= Bachelor of Music =

Academic degree

A Bachelor of Music (BMus; sometimes conferred as Bachelor of Musical Arts) is an academic degree awarded by a college, university, or conservatory upon completion of a program of study in music. The degree may be awarded for performance, music education, composition, music theory, musicology / music history (musicology degrees may be a Bachelor of Arts rather than a Bachelor of Music), music technology, music therapy, sacred music, music business/music industry, entertainment, music production, or jazz studies. Since the 2010s, some universities have begun offering degrees in music composition with technology, which include traditional theory and musicology courses and sound recording and composition courses using digital technologies.

==Overview==
In the United States, the Bachelor of Music is a professional degree, and the majority of work consists of prescribed music courses and study in applied music, usually requiring proficiency in an instrument, voice, or conducting. One of the most renowned is Juilliard School in New York, a professional educational arm of the Lincoln Center for the Performing Arts. Juilliard offers bachelor's degrees in music, dance, and drama. Berklee College of Music also offers a variety of such degrees, including a four-year professional degree, as well as instrumental and online undergraduate courses.

In Canada, the BM is often considered an undergraduate degree. Programs typically last from three to four and a half years.

In the United Kingdom, the Bachelor of Music is generally a first degree lasting three years or four years and consisting of a wide range of areas of study (normally including performance, composition, music theory, musicology/music history), but at the University of Oxford and University of Cambridge it was a one-year postgraduate degree which could only be taken if a student were to have been a graduate in music with honors at those universities; the undergraduate course is in the Faculty of Arts and leads to the Bachelor of Arts (and subsequently the Master of Arts (Oxbridge)). In Scotland, as part of its undergraduate Bachelor's degree programme, the Royal Conservatoire of Scotland offers a BMus in Jazz, while Edinburgh University through its Edinburgh College of Art offers a three year BMus degree, with the option for a fourth 'Honours' year, styled 'BMus(Hons)'.

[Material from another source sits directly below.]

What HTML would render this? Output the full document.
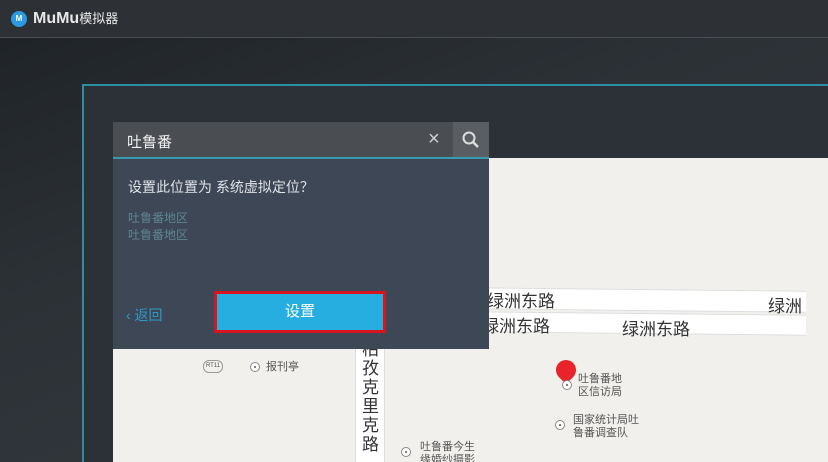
<!DOCTYPE html>
<html style="width:828px;height:462px;overflow:hidden"><head><meta charset="utf-8"><style>
*{margin:0;padding:0;box-sizing:border-box}
body{width:828px;height:462px;overflow:hidden;position:relative;font-family:"Liberation Sans","Noto Sans CJK SC",sans-serif;background:linear-gradient(160deg,#1e2226 0%,#2c3136 40%,#363b41 100%)}
.abs{position:absolute}
.top{left:0;top:0;width:828px;height:38px;background:#2d3035;border-bottom:1px solid #4a4d52}
.road{background:#fff;border-top:1px solid #ddd;border-bottom:1px solid #ddd}
.rt{font-size:17px;color:#333;position:absolute;white-space:nowrap}
.poi{font-size:11px;color:#555;position:absolute;line-height:13px}
.dot{position:absolute;width:10px;height:10px;border:1px solid #888;border-radius:50%;background:#fff}
.dot:after{content:"";position:absolute;left:3px;top:3px;width:2px;height:2px;background:#555;border-radius:50%}
</style></head><body>
<div class="abs top"></div>
<div class="abs" style="left:11px;top:11px;width:16px;height:16px;border-radius:50%;background:#2a9be0;color:#fff;font-size:8px;font-weight:bold;text-align:center;line-height:16px">M</div>
<div class="abs" style="left:33px;top:8px;color:#e8e8e8;font-size:16px;font-weight:bold">MuMu<span style="font-size:13px;font-weight:normal">模拟器</span></div>
<div class="abs" style="left:82px;top:84px;width:746px;height:378px;border-left:2px solid #2d8ea3;border-top:2px solid #2d8ea3;background:#2c3138"></div>
<div class="abs" style="left:113px;top:158px;width:715px;height:304px;background:#f2f0ed"></div>
<div class="abs road" style="left:470px;top:289px;width:336px;height:22px;transform:rotate(0.6deg)"></div>
<div class="abs road" style="left:470px;top:313px;width:336px;height:21px;transform:rotate(0.6deg)"></div>
<div class="rt" style="left:487px;top:287px">绿洲东路</div>
<div class="rt" style="left:768px;top:292px">绿洲</div>
<div class="rt" style="left:482px;top:312px">绿洲东路</div>
<div class="rt" style="left:622px;top:315px">绿洲东路</div>
<div class="abs" style="left:355px;top:340px;width:30px;height:122px;background:#fff;border-left:1px solid #ddd;border-right:1px solid #ddd"></div>
<div class="rt" style="left:362px;top:340px;width:18px;line-height:19px;white-space:normal">柏孜克里克路</div>
<div class="abs" style="left:203px;top:360px;width:20px;height:13px;border:1px solid #999;border-radius:6px;font-size:6px;color:#555;text-align:center;line-height:11px">RT11</div>
<div class="dot" style="left:250px;top:362px"></div>
<div class="poi" style="left:266px;top:361px">报刊亭</div>
<div class="abs" style="left:556px;top:360px;width:20px;height:20px;background:#e8242a;border-radius:50% 50% 50% 0;transform:rotate(-45deg)"></div>
<div class="dot" style="left:562px;top:380px"></div>
<div class="poi" style="left:578px;top:373px">吐鲁番地<br>区信访局</div>
<div class="dot" style="left:555px;top:420px"></div>
<div class="poi" style="left:573px;top:414px">国家统计局吐<br>鲁番调查队</div>
<div class="dot" style="left:401px;top:447px"></div>
<div class="poi" style="left:420px;top:441px">吐鲁番今生<br>缘婚纱摄影</div>
<div class="abs" style="left:113px;top:122px;width:376px;height:35px;background:#4a4d52"></div>
<div class="abs" style="left:453px;top:122px;width:36px;height:35px;background:#5a5d62"></div>
<div class="abs" style="left:127px;top:131px;color:#f0f0f0;font-size:15px">吐鲁番</div>
<div class="abs" style="left:428px;top:128px;color:#d0d0d0;font-size:20px">×</div>
<svg class="abs" style="left:461px;top:130px" width="20" height="20" viewBox="0 0 20 20"><circle cx="8" cy="8" r="5.5" fill="none" stroke="#ddd" stroke-width="2"/><line x1="12" y1="12" x2="17" y2="17" stroke="#ddd" stroke-width="2.5"/></svg>
<div class="abs" style="left:113px;top:157px;width:376px;height:2px;background:#3a9bb0"></div>
<div class="abs" style="left:113px;top:159px;width:376px;height:190px;background:#3d4756"></div>
<div class="abs" style="left:128px;top:177px;color:#dfe3e8;font-size:14px">设置此位置为 系统虚拟定位？</div>
<div class="abs" style="left:128px;top:210px;color:#5f8590;font-size:12px;line-height:17px">吐鲁番地区<br>吐鲁番地区</div>
<div class="abs" style="left:126px;top:305px;color:#2a9bc8;font-size:14px">‹ 返回</div>
<div class="abs" style="left:214px;top:291px;width:172px;height:42px;border:3px solid #d8141c;background:#27aee0;color:#fff;font-size:15px;text-align:center;line-height:36px">设置</div>
</body></html>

In Australia, Music Bachelor Degree study programs are available at, among others, the University of Sydney, Monash University, the University of New South Wales, the University of Adelaide, Queensland Conservatorium Griffith University, The Western Australian Academy of Performing Arts (WAAPA), and the University of Tasmania. The University of Canberra offers a 'Bachelor of Creative Industries (Contemporary Music Practice)'.

==Abbreviations==
After a degree holder's name, as on a business card or a CV, the degree is abbreviated in various ways, including: BM, BMus, MusB, or MusBac. Some recipients add an abbreviation for the name of the institution which granted the degree as well, e.g., "Susan Bhattara, BMus(Oxon)"; Oxon is the Latin abbreviation for the University of Oxford.

==Post-graduation options==
Graduates may apply for jobs in performance, teaching, or arts administration. As well, graduates can apply for jobs that require a bachelor's degree in any subject, such as some entry-level jobs in banking, insurance, sales, and administration. Graduates with an interest in teaching in the school system may go on to complete a teaching degree or diploma. Graduates who have achieved a high standard on their instrument, voice, or another specialisation such as composition or conducting may be eligible to apply for a Master of Music (MMus) if their grades are high enough (a B+ or A− average is typically required). BMus graduates can also apply to a range of graduate programs outside of music, such as library science, business administration or public administration; a B+ or A− average is typically required. Some programs may require BMus graduates to complete preparatory or make-up courses in the field of the master's. As well, some programs require the GRE or GMAT (standardized tests). BMus graduates in some fields, such as composition, music theory, or musicology may be able to apply directly to PhD programs if they have a high average and strong recommendation letters.